Chronic pain is a complex condition that affects an increasing number of people. Today, there are a variety of interventions to manage it. But which works best? That’s the question we ask in this post.
Massage isn’t just for soothing joints after a grueling workout. It’s also for pain management in general. Anyone with muscular aches can benefit from the practice.
The benefits of massage are substantial. It reduces inflammation, improves circulation, and slashes stiffness. It also helps some people move their bodies more flexibly.
Many physicians swear by various types of physical therapy. These can adjust the body, strengthen and stretch muscles and joints, and lead to a realignment that fights pain at the source and doesn’t just mask symptoms.
Going to a chiropractor is one option, particularly if you have a posture-related pain issue or injury.
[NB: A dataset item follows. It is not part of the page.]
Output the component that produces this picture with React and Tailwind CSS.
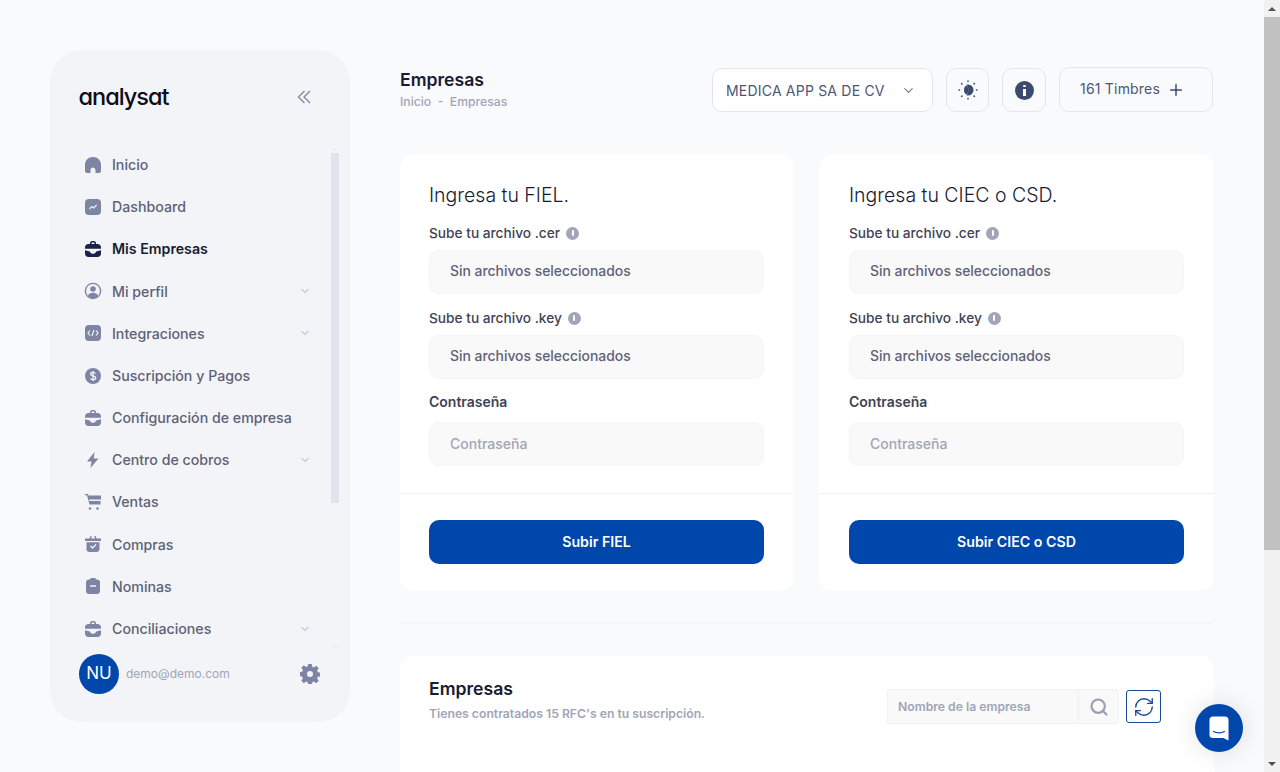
import { ChevronDown, Plus, RefreshCw, Search } from 'lucide-react';

const font = { fontFamily: 'Inter, "Liberation Sans", sans-serif' };

const Home = (p) => (
  <svg viewBox="0 0 18 18" {...p}><path fill="currentColor" d="M1 8.500C1 4.500 4.500 1 9 1s8 3.500 8 7.500V15c0 1.100-.9 2-2 2h-3.500v-3a2.500 2.500 0 0 0-5 0v3H3c-1.100 0-2-.9-2-2z" /></svg>
);
const Dash = (p) => (
  <svg viewBox="0 0 18 18" {...p}><rect x="1" y="1" width="16" height="16" rx="4" fill="currentColor" /><path d="M5.500 11l2.300-2.400 1.800 1.400 3-3" fill="none" stroke="#f3f4f8" strokeWidth="1.100" /></svg>
);
const Case = (p) => (
  <svg viewBox="0 0 18 18" {...p}><path fill="currentColor" d="M6 4V3c0-1 .8-2 2-2h2c1.200 0 2 1 2 2v1h1.500C15.500 4 17 5.500 17 7.500V8.800H1V7.500C1 5.500 2.500 4 4.500 4zm1.500 0h3V3c0-.3-.2-.5-.5-.5H8c-.3 0-.5.2-.5.5zM1 10.200l4.800 1.200c.6 1.700 1.800 2.400 3.200 2.400s2.600-.7 3.200-2.400L17 10.200v3.300c0 2-1.500 3.500-3.500 3.500h-9C2.500 17 1 15.500 1 13.500z" /></svg>
);
const Profile = (p) => (
  <svg viewBox="0 0 18 18" {...p}><circle cx="9" cy="9" r="7.600" fill="none" stroke="currentColor" strokeWidth="1.400" /><circle cx="9" cy="7" r="2.800" fill="currentColor" /><path fill="currentColor" d="M3.800 14c.8-2 2.800-3.200 5.200-3.200s4.400 1.200 5.200 3.200C13 15.600 11 16.500 9 16.500S5 15.600 3.800 14z" /></svg>
);
const Code = (p) => (
  <svg viewBox="0 0 18 18" {...p}><rect x="1" y="1" width="16" height="16" rx="4" fill="currentColor" /><path d="M6 6.500L4 9l2 2.500M12 6.500L14 9l-2 2.500M10 6l-2 6" fill="none" stroke="#f3f4f8" strokeWidth="1.200" /></svg>
);
const Dollar = (p) => (
  <svg viewBox="0 0 18 18" {...p}><circle cx="9" cy="9" r="8" fill="currentColor" /><path d="M11.500 6.500C11 5.700 10 5.300 9 5.300c-1.400 0-2.500.7-2.500 1.800C6.500 9.600 11.700 8.400 11.700 11c0 1.100-1.200 1.800-2.700 1.800-1.100 0-2.100-.5-2.600-1.300M9 4v10" fill="none" stroke="#f3f4f8" strokeWidth="1.300" /></svg>
);
const Bolt = (p) => (
  <svg viewBox="0 0 18 18" {...p}><path fill="currentColor" d="M10.500 1L3 10.500h4.500L6.500 17l8-9.500h-4.800z" /></svg>
);
const Cart = (p) => (
  <svg viewBox="0 0 18 18" {...p}><path fill="currentColor" d="M1 1h2.800l.7 1.500h12.500v4H5l.3 1.500H16.500v3.500H5.500L3 2.200H1z" /><circle cx="6" cy="15.500" r="1.300" fill="currentColor" /><circle cx="13.500" cy="15.500" r="1.300" fill="currentColor" /></svg>
);
const Basket = (p) => (
  <svg viewBox="0 0 18 18" {...p}><path fill="currentColor" d="M1 3.500h4.500L6.500 1h1.300l-.8 2.500h4l-.8-2.500h1.300l1 2.500H17V6H1zM2.500 7.200h13V14c0 1.700-1.300 3-3 3h-7c-1.700 0-3-1.300-3-3z" /><path d="M6.500 11l2 2 3.500-3.500" fill="none" stroke="#f3f4f8" strokeWidth="1.300" /></svg>
);
const Clip = (p) => (
  <svg viewBox="0 0 18 18" {...p}><path fill="currentColor" d="M6 2.500C6 1.700 6.700 1 7.500 1h3c.8 0 1.500.7 1.500 1.500H13c1.700 0 3 1.300 3 3V14c0 1.700-1.300 3-3 3H5c-1.700 0-3-1.300-3-3V5.500c0-1.700 1.300-3 3-3z" /><path d="M6 9h6" stroke="#f3f4f8" strokeWidth="1.500" /></svg>
);
const Gear = (p) => (
  <svg viewBox="0 0 20 20" {...p}><path fill="currentColor" fillRule="evenodd" d="M8.200 0h3.600l.5 2.700 1.600.7 2.300-1.600 2.500 2.500-1.600 2.300.7 1.600 2.700.5v3.600l-2.700.5-.7 1.600 1.600 2.300-2.500 2.500-2.300-1.600-1.600.7-.5 2.700H8.200l-.5-2.700-1.600-.7-2.300 1.600-2.500-2.500 1.600-2.300-.7-1.600L-.5 11.800V8.200l2.700-.5.700-1.600-1.600-2.300 2.500-2.500 2.300 1.600 1.600-.7zM10 7a3 3 0 1 0 0 6 3 3 0 0 0 0-6z" /></svg>
);
const Info = ({ className }) => (
  <span className={`flex items-center justify-center rounded-full bg-[#a1a5b7] text-white ${className}`}>
    <span className="block h-[6px] w-[2px] rounded-sm bg-white" />
  </span>
);

const navItems = [
  { label: 'Inicio', icon: Home },
  { label: 'Dashboard', icon: Dash },
  { label: 'Mis Empresas', icon: Case, active: true },
  { label: 'Mi perfil', icon: Profile, chevron: true },
  { label: 'Integraciones', icon: Code, chevron: true },
  { label: 'Suscripción y Pagos', icon: Dollar },
  { label: 'Configuración de empresa', icon: Case },
  { label: 'Centro de cobros', icon: Bolt, chevron: true },
  { label: 'Ventas', icon: Cart },
  { label: 'Compras', icon: Basket },
  { label: 'Nominas', icon: Clip },
  { label: 'Conciliaciones', icon: Case, chevron: true },
];

function FileField({ label }) {
  return (
    <>
      <div className="flex h-[18px] items-center gap-[6px] pt-[2px] text-[13.700px] font-medium text-[#3f4254]">
        {label}
        <Info className="h-[13px] w-[13px]" />
      </div>
      <div className="mt-[9px] mb-[14px] flex h-[44px] items-center rounded-[10px] border border-[#f5f5f7] bg-[#f9f9f9] px-[20px] pb-[1px] text-[13.900px] font-medium text-[#5e6278]">
        Sin archivos seleccionados
      </div>
    </>
  );
}

function UploadCard({ title, button, padding }) {
  return (
    <div className="h-[437px] rounded-[14px] bg-white">
      <div className={`h-[340px] border-b border-[#eff2f5] pt-[27px] ${padding}`}>
        <h3 className="text-[19.500px] leading-[28px] font-light text-[#181c32]">{title}</h3>
        <div className="mt-[14px]">
          <FileField label="Sube tu archivo .cer" />
          <FileField label="Sube tu archivo .key" />
        </div>
        <div className="text-[14px] leading-[18px] font-semibold text-[#3f4254]">Contraseña</div>
        <div className="mt-[11px] flex h-[44px] items-center rounded-[10px] border border-[#f5f5f7] bg-[#f9f9f9] px-[20px] pb-[1px] text-[14px] font-medium text-[#a1a5b7]">
          Contraseña
        </div>
      </div>
      <div className={`pt-[26px] ${padding}`}>
        <button className="h-[44px] w-full rounded-[10px] bg-[#0047ab] pb-[1px] text-[14.200px] font-semibold text-white">{button}</button>
      </div>
    </div>
  );
}

export default function App() {
  return (
    <div style={font} className="relative flex h-[772px] w-[1280px] overflow-hidden bg-[#f9fafc]">
      <div className="flex flex-1 gap-[50px] pl-[50px]">
        {/* Sidebar */}
        <aside className="relative mt-[50px] flex h-[672px] w-[300px] flex-col rounded-[32px] bg-[#f3f4f7]">
          <div className="flex h-[93px] items-center justify-between pr-[39px] pl-[28.500px]">
            <span className="text-[23.500px] font-medium tracking-[-1px] text-[#0b0d17] [font-feature-settings:'cv11']">analysat</span>
            <svg viewBox="0 0 14 14" className="h-[14px] w-[14px] text-[#8a8fa8]">
              <path d="M7.500 1L1.500 7l6 6M13 1L7 7l6 6" fill="none" stroke="currentColor" strokeWidth="1.500" />
            </svg>
          </div>
          <nav className="h-[505px] overflow-hidden pt-[0.500px] pr-[39px] pl-[34px]">
            {navItems.map((item) => {
              const Icon = item.icon;
              return (
                <div key={item.label} className="flex h-[42.200px] items-center">
                  <Icon className={`h-[18px] w-[18px] ${item.active ? 'text-[#1a2149]' : 'text-[#7e84a3]'}`} />
                  <span className={`ml-[10px] flex-1 text-[14.200px] ${item.active ? 'font-semibold text-[#181c32]' : 'font-medium text-[#5e6278]'}`}>{item.label}</span>
                  {item.chevron && <ChevronDown className="h-[12px] w-[12px] text-[#a1a5b7]" />}
                </div>
              );
            })}
          </nav>
          {/* nav scrollbar */}
          <div className="absolute top-[99px] left-[283px] h-[1px] w-[4px] bg-[#dfe3ee]" />
          <div className="absolute top-[103px] left-[281px] h-[350px] w-[8px] bg-[#dfe3ee]" />
          <div className="absolute top-[596px] left-[283px] h-[1px] w-[4px] bg-[#dfe3ee]" />
          <div className="mt-[6px] flex items-center pr-[30px] pl-[29px]">
            <div className="flex h-[40px] w-[40px] items-center justify-center rounded-full bg-[#0047ab] text-[17px] text-white">NU</div>
            <span className="ml-[7px] flex-1 text-[12px] text-[#a1a5b7]">demo@demo.com</span>
            <Gear className="h-[20px] w-[20px] text-[#7e84a3]" />
          </div>
        </aside>

        {/* Main */}
        <main className="w-[814px] pt-[67px]">
          <header className="flex h-[45px] items-start justify-between pr-[1px]">
            <div>
              <h1 className="mt-[1px] text-[17.600px] leading-[24px] font-semibold text-[#181c32]">Empresas</h1>
              <p className="mt-[1px] text-[12.200px] leading-[18px] font-medium text-[#a1a5b7]">Inicio&nbsp; -&nbsp; Empresas</p>
            </div>
            <div className="flex items-start">
              <div className="mt-[1px] flex h-[44px] w-[221px] items-center justify-between rounded-[10px] border border-[#e4e6ef] bg-white pr-[16px] pl-[13px] text-[14px] font-normal tracking-[0.2px] text-[#4b5675]">
                MEDICA APP SA DE CV
                <ChevronDown className="h-[15px] w-[15px] text-[#7e8299]" />
              </div>
              <div className="mt-[1px] ml-[13px] flex h-[44px] w-[43px] items-center justify-center rounded-[10px] border border-[#e4e6ef]">
                <svg viewBox="0 0 20 20" className="h-[20px] w-[20px] text-[#3b4a6e]">
                  <path fill="currentColor" d="M10 4.500a5.500 5.500 0 1 1 0 11c-1 0-1.500-.3-1.500-.3 1.200-1.200 1.800-3 1.800-5.200s-.6-4-1.800-5.200c0 0 .5-.3 1.500-.3zM8.700 5.500C7 6 6 7.800 6 10s1 4 2.700 4.500c1-1 1.500-2.600 1.500-4.500S9.700 6.500 8.700 5.500z" />
                  <path stroke="currentColor" strokeWidth="1.500" strokeLinecap="round" d="M10 1v.5M10 18.500v.5M1 10h.5M18.500 10h.5M3.600 3.600l.4.4M16 16l.4.4M16.400 3.600L16 4M4 16l-.4.4" />
                </svg>
              </div>
              <div className="mt-[1px] ml-[13px] flex h-[44px] w-[44px] items-center justify-center rounded-[10px] border border-[#e4e6ef]">
                <span className="relative block h-[19px] w-[19px] rounded-full bg-[#3b4a6e]">
                  <span className="absolute top-[4px] left-[8.500px] h-[2.500px] w-[2.500px] rounded-full bg-white" />
                  <span className="absolute top-[8px] left-[8.500px] h-[7px] w-[2.500px] bg-white" />
                </span>
              </div>
              <div className="ml-[13px] flex h-[45px] w-[154px] items-center gap-[7px] rounded-[10px] border border-[#e4e6ef] pb-[2px] pl-[20px] text-[14px] font-normal tracking-[0.2px] text-[#4b5675]">
                161 Timbres
                <Plus className="mt-[2px] h-[18px] w-[18px] text-[#3b4a6e]" strokeWidth={2} />
              </div>
            </div>
          </header>

          <section className="mt-[42px] grid grid-cols-[394px_395px] gap-[25px]">
            <UploadCard title="Ingresa tu FIEL." button="Subir FIEL" padding="pr-[30px] pl-[29px]" />
            <UploadCard title="Ingresa tu CIEC o CSD." button="Subir CIEC o CSD" padding="px-[30px]" />
          </section>

          <hr className="mt-[32px] border-[#f4f5f8]" />

          <section className="mt-[32px] flex h-[200px] items-start justify-between rounded-[14px] bg-white pt-[21px] pr-[53px] pl-[29px]">
            <div>
              <h2 className="text-[17.600px] leading-[24px] font-semibold text-[#181c32]">Empresas</h2>
              <p className="mt-[4px] text-[12.200px] leading-[18px] font-semibold text-[#a1a5b7]">Tienes contratados 15 RFC's en tu suscripción.</p>
            </div>
            <div className="mt-[12px] flex items-center gap-[7px]">
              <div className="flex h-[35px] w-[232px] items-center rounded-[3px] border border-[#f1f2f6] bg-[#f9f9f9]">
                <span className="flex-1 pt-[1px] pl-[10px] text-[12.200px] font-semibold text-[#a1a5b7]">Nombre de la empresa</span>
                <span className="flex h-full w-[40px] items-center justify-center border-l border-[#eff0f4]">
                  <Search className="h-[20px] w-[20px] text-[#9a9eaf]" strokeWidth={2.6} />
                </span>
              </div>
              <div className="flex h-[33px] w-[35px] items-center justify-center rounded-[3px] border border-[#1a4a96]">
                <RefreshCw className="h-[22px] w-[22px] text-[#1a4a96]" strokeWidth={1.5} />
              </div>
            </div>
          </section>
        </main>
      </div>

      {/* Page scrollbar */}
      <div className="flex w-[16px] flex-col items-center bg-[#f1f1f1]">
        <div className="flex h-[17px] items-center justify-center">
          <div className="h-0 w-0 border-x-[4px] border-b-[4px] border-x-transparent border-b-[#505050]" />
        </div>
        <div className="h-[533px] w-full bg-[#c1c1c1]" />
        <div className="flex-1" />
        <div className="flex h-[17px] items-center justify-center">
          <div className="h-0 w-0 border-x-[4px] border-t-[4px] border-x-transparent border-t-[#505050]" />
        </div>
      </div>

      {/* Chat launcher */}
      <button className="absolute top-[704px] left-[1195px] flex h-[48px] w-[48px] items-center justify-center rounded-full bg-[#0047ab] shadow-[0_0_24px_rgba(0,0,0,0.12)]">
        <svg viewBox="3 1.500 18 21" className="h-[25px] w-[22px]">
          <path fill="#fff" d="M4 5a3 3 0 0 1 3-3h10a3 3 0 0 1 3 3v17l-4.500-2H7a3 3 0 0 1-3-3z" />
          <path d="M7.500 14.500c2.500 1.500 6.500 1.500 9 0" fill="none" stroke="#0047ab" strokeWidth="1.100" strokeLinecap="round" />
        </svg>
      </button>
    </div>
  );
}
However, the exact technique you receive will depend on the affected body part.
Acupuncture is an ancient technique that involves pricking the body with pins. Long considered a form of complementary medicine, it may be the most effective technique for pain management available. Many people with intractable chronic pain find that it helps them deal with their condition and get a better grip on it.
The range of chronic pain-causing diseases that acupuncture can address is remarkably long and includes osteoarthritis, back pain, knee pain, and shoulder pain. Acupuncture evidence suggests that the technique can cut muscle spasms and improve relaxation over the long term.
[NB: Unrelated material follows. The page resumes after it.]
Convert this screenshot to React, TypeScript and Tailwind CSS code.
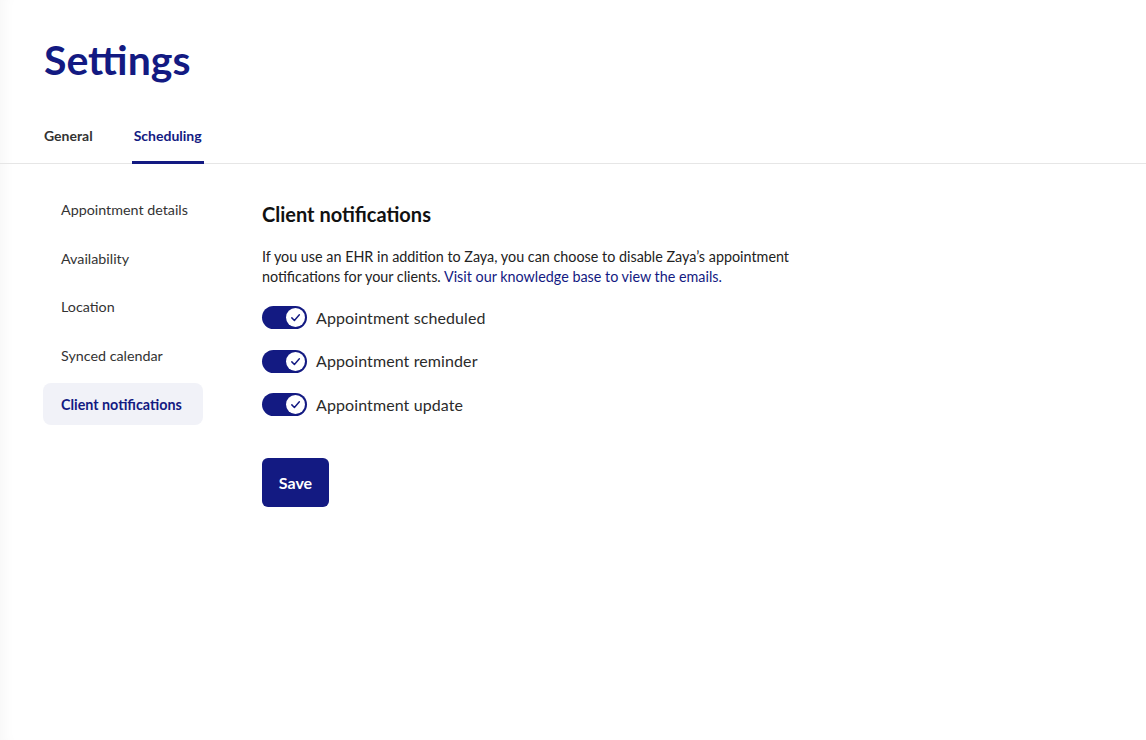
import { useState } from "react";

const NAVY = "bg-[#131a82]";

function Toggle({ label }: { label: string }) {
  const [on, setOn] = useState(true);
  return (
    <div className="flex items-center h-[23px] select-none">
      <button
        type="button"
        onClick={() => setOn(!on)}
        className={`relative w-[45px] h-[23px] rounded-full ${on ? NAVY : "bg-gray-300"} shrink-0`}
      >
        <span
          className={`absolute top-[2px] ${on ? "left-[24px]" : "left-[2px]"} w-[19px] h-[19px] rounded-full bg-white flex items-center justify-center`}
        >
          {on && (
            <svg width="11" height="11" viewBox="0 0 12 12" fill="none">
              <path d="M2 6.4 4.8 9.2 10.2 3" stroke="#131a82" strokeWidth="1.6" strokeLinecap="round" strokeLinejoin="round" />
            </svg>
          )}
        </span>
      </button>
      <span className="ml-[9px] text-[16px] text-[#2b2b2b] tracking-[0.1px]">{label}</span>
    </div>
  );
}

export default function App() {
  const side = ["Appointment details", "Availability", "Location", "Synced calendar", "Client notifications"];
  return (
    <div
      className="min-h-[740px] bg-white shadow-[inset_14px_0_14px_-10px_rgba(0,0,0,0.035)]"
      style={{ fontFamily: "Lato, 'Noto Sans', sans-serif" }}
    >
      <div className="px-[44px] pt-[36px]">
        <h1 className="text-[41px] leading-[48px] font-bold text-[#131a82]">Settings</h1>
        <div className="flex gap-[39px] mt-[41px]">
          <div className="pb-[18px] text-[14px] font-bold text-[#333]">General</div>
          <div className="pb-[15px] px-[2px] text-[14px] font-bold text-[#131a82] border-b-[3px] border-[#131a82]">
            Scheduling
          </div>
        </div>
      </div>
      <div className="border-t border-[#e6e6e6] -mt-[1px]" />
      <div className="flex pl-[43px] pt-[25px]">
        <nav className="w-[160px] shrink-0 flex flex-col gap-[6.6px]">
          {side.map((s) => {
            const active = s === "Client notifications";
            return (
              <div
                key={s}
                className={`h-[42px] flex items-center px-[18px] rounded-lg text-[14.3px] whitespace-nowrap ${
                  active ? "bg-[#f1f2f8] text-[#131a82] font-bold" : "text-[#333]"
                }`}
              >
                {s}
              </div>
            );
          })}
        </nav>
        <main className="ml-[59px] pt-[12px]">
          <h2 className="text-[20px] leading-[26px] font-bold text-[#111]">Client notifications</h2>
          <p className="mt-[20px] text-[14.35px] leading-[19.5px] text-[#222] w-[580px]">
            If you use an EHR in addition to Zaya, you can choose to disable Zaya’s appointment
            <br />
            notifications for your clients. <span className="text-[#131a82]">Visit our knowledge base to view the emails.</span>
          </p>
          <div className="mt-[20px] flex flex-col gap-[20.5px]">
            <Toggle label="Appointment scheduled" />
            <Toggle label="Appointment reminder" />
            <Toggle label="Appointment update" />
          </div>
          <button className={`mt-[42px] w-[67px] h-[49px] rounded-md ${NAVY} text-white text-[16px] font-bold`}>
            Save
          </button>
        </main>
      </div>
    </div>
  );
}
Yoga seems like such a simple thing, but it has a powerful effect on the body. The ancient practice increases flexibility, strength, and fitness by guiding you through a series of body-enhancing moves.
The same goes for Tai Chi. The ancient Chinese practice helps to improve circulation and quiets the mind. It is also gentle on the joints, making it a great option for older people trying to manage chronic pain.
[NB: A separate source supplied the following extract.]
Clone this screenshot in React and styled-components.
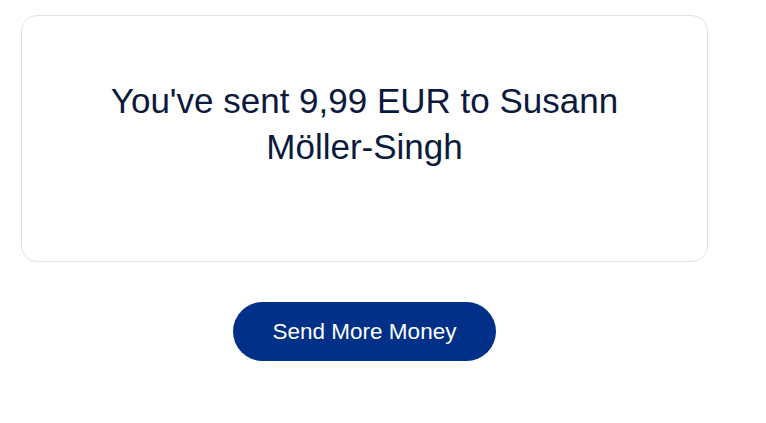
import React from "react";
import styled, { createGlobalStyle } from "styled-components";

const GlobalStyle = createGlobalStyle`
  body {
    margin: 0;
    background: #ffffff;
    font-family: "Liberation Sans", Arial, sans-serif;
  }
`;

const Page = styled.main`
  width: 687px;
  margin-left: 21px;
  padding-top: 15px;
  display: flex;
  flex-direction: column;
  align-items: center;
`;

const Card = styled.section`
  box-sizing: border-box;
  width: 100%;
  height: 247px;
  border: 1px solid #e2e2e2;
  border-radius: 16px;
  padding: 62px 60px 0;
`;

const Message = styled.h2`
  margin: 0;
  font-size: 35px;
  font-weight: 400;
  line-height: 46px;
  text-align: center;
  color: #0b1a3c;
`;

const Button = styled.button`
  margin-top: 40px;
  width: 263px;
  height: 59px;
  border: none;
  border-radius: 30px;
  background: #003087;
  color: #ffffff;
  font-family: "Liberation Sans", Arial, sans-serif;
  font-size: 22.5px;
  cursor: pointer;
`;

export default function App() {
  return (
    <>
      <GlobalStyle />
      <Page>
        <Card>
          <Message>You've sent 9,99 EUR to Susann Möller-Singh</Message>
        </Card>
        <Button>Send More Money</Button>
      </Page>
    </>
  );
}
Studies have found that both these techniques effectively reduce the pain levels a person experiences. They are also accessible for beginners to start.
Many people with chronic pain find that the experience of the pain makes them feel agitated, worsening symptoms. The trick here is to find techniques that help the body to relax, including deep breathing techniques and progressive muscle relaxation. These activate the body’s nervous system, relieving tension and allowing it to enter its “rest and digest” state. Once the body goes into this mode, pain often becomes less intense or disappears entirely.
Some people may find calming activities superior. These include things like warm baths, reading books and crafting.
With repeated practice, many relaxation techniques can actually start to chip away at the underlying causes of chronic pain. As the mind and body become trained to feel differently about life, tension and pain may disappear or only return during episodes of life stress or challenges.
If you’re struggling with chronic pain, try some of these techniques and see if they work for you.